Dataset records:
◇ ◇ ◇ ◇ ◇

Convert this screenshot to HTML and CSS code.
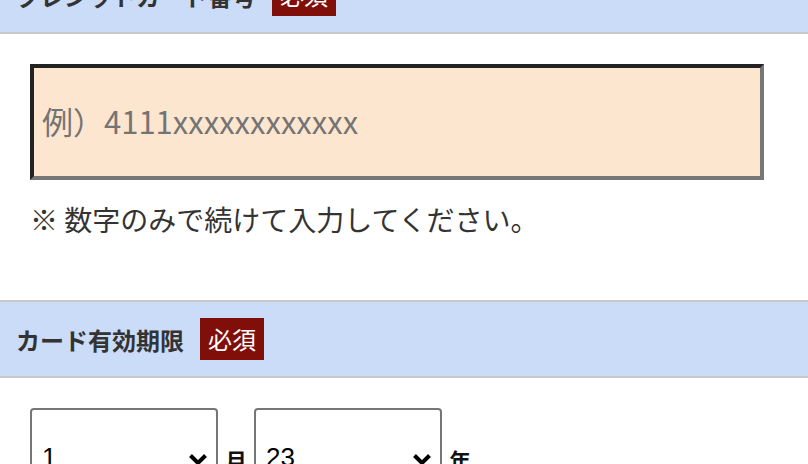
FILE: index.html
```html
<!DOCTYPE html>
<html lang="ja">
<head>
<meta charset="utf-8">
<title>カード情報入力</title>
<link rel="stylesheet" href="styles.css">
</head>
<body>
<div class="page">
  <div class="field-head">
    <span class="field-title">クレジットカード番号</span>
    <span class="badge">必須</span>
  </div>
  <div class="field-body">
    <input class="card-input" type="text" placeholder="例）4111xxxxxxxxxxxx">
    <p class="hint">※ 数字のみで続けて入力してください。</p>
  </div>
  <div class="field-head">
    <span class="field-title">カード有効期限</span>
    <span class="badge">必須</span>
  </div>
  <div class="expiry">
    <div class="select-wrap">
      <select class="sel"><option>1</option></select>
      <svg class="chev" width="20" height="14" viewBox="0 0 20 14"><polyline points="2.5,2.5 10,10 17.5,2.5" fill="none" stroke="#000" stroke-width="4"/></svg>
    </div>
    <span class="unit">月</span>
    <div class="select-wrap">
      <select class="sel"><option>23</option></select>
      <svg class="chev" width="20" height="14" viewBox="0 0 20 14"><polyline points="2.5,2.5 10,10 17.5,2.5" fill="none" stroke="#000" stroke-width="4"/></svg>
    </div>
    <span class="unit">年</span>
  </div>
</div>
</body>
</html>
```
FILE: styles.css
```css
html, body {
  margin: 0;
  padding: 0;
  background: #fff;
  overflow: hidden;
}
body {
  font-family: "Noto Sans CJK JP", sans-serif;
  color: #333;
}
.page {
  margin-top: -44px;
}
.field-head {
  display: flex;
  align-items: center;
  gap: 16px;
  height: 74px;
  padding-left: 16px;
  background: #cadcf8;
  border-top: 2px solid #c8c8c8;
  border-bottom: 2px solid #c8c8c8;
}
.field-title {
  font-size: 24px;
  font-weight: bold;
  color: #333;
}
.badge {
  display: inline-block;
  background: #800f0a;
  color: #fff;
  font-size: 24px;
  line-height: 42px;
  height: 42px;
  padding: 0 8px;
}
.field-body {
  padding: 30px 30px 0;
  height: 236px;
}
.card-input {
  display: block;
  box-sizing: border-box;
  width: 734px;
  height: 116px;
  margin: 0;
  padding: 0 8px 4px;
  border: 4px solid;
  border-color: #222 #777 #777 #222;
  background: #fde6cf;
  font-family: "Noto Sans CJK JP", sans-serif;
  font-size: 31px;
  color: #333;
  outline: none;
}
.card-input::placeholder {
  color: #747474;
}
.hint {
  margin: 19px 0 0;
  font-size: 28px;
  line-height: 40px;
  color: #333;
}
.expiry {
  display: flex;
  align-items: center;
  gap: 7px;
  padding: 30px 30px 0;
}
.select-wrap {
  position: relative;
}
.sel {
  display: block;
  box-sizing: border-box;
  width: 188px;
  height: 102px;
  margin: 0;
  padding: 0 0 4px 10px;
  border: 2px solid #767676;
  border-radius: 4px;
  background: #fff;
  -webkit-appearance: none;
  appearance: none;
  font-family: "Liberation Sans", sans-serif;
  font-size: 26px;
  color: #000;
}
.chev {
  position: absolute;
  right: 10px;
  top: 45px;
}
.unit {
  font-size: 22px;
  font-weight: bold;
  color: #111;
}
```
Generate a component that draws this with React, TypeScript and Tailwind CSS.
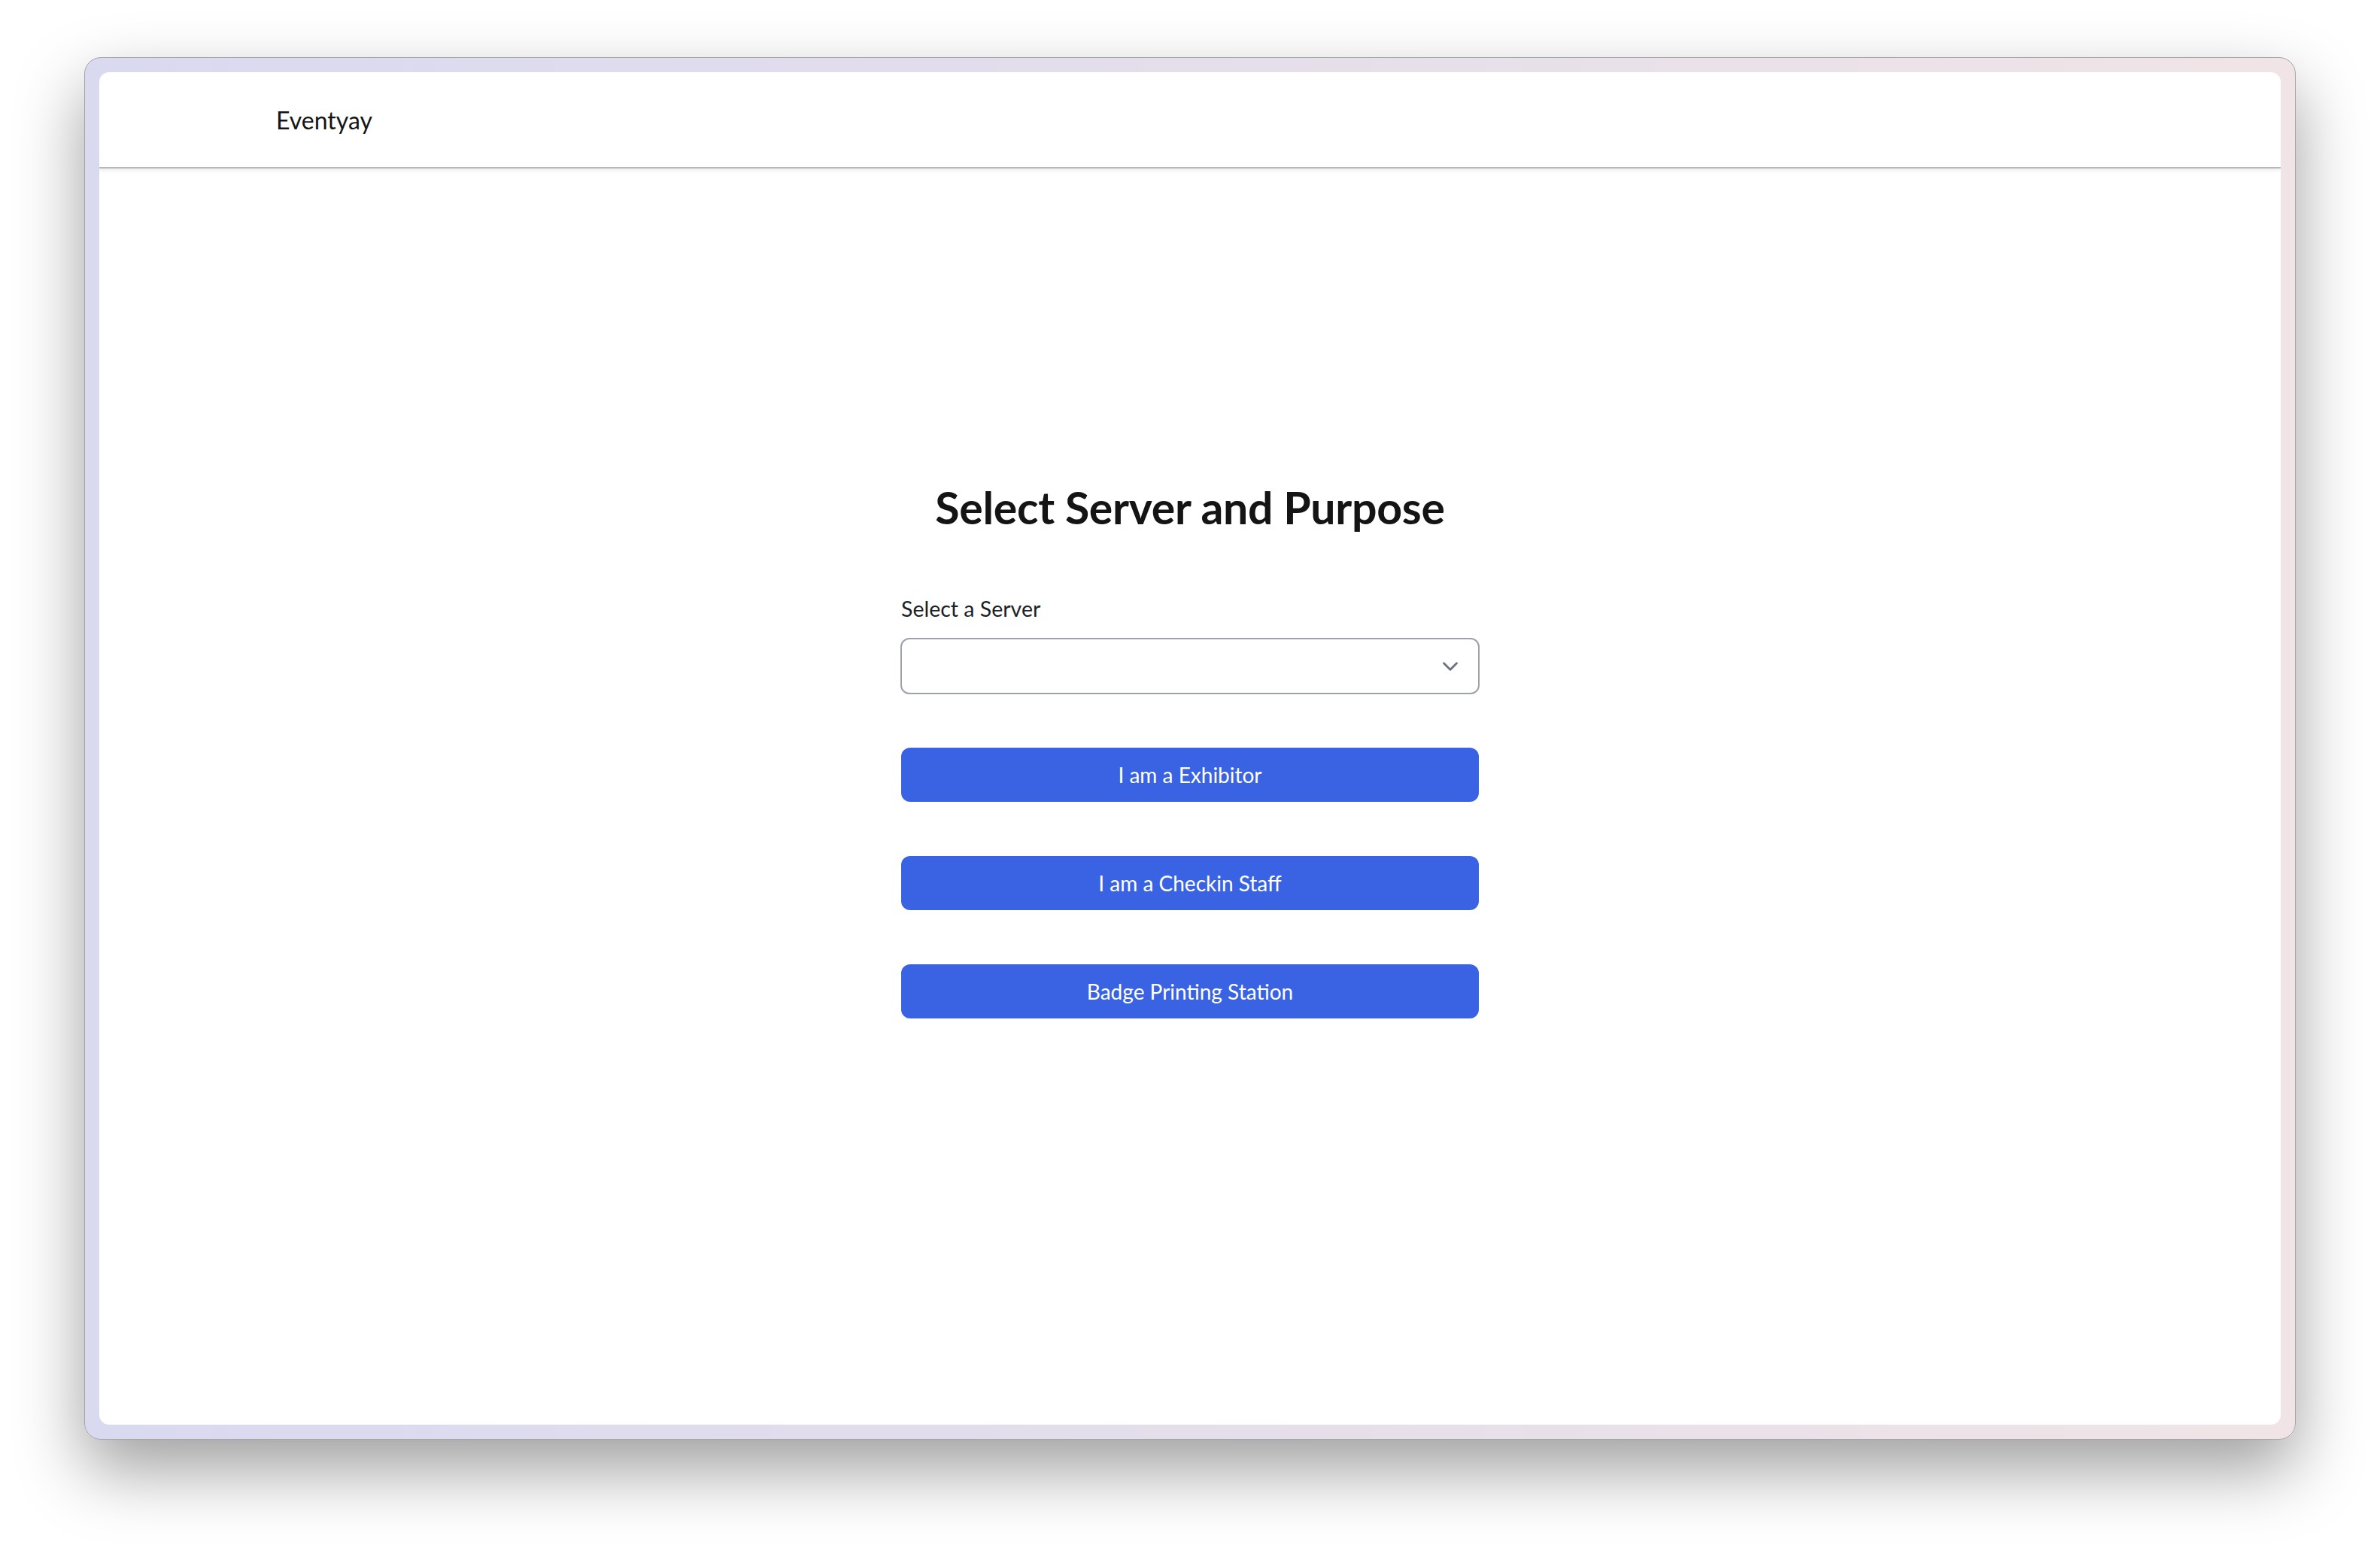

◇ ◇ ◇ ◇ ◇

* **What you are asked to do**:
Pick out the lines above containing the word "this", then copy them.

* **Completed exercise**:
Convert this screenshot to HTML and CSS code.
Generate a component that draws this with React, TypeScript and Tailwind CSS.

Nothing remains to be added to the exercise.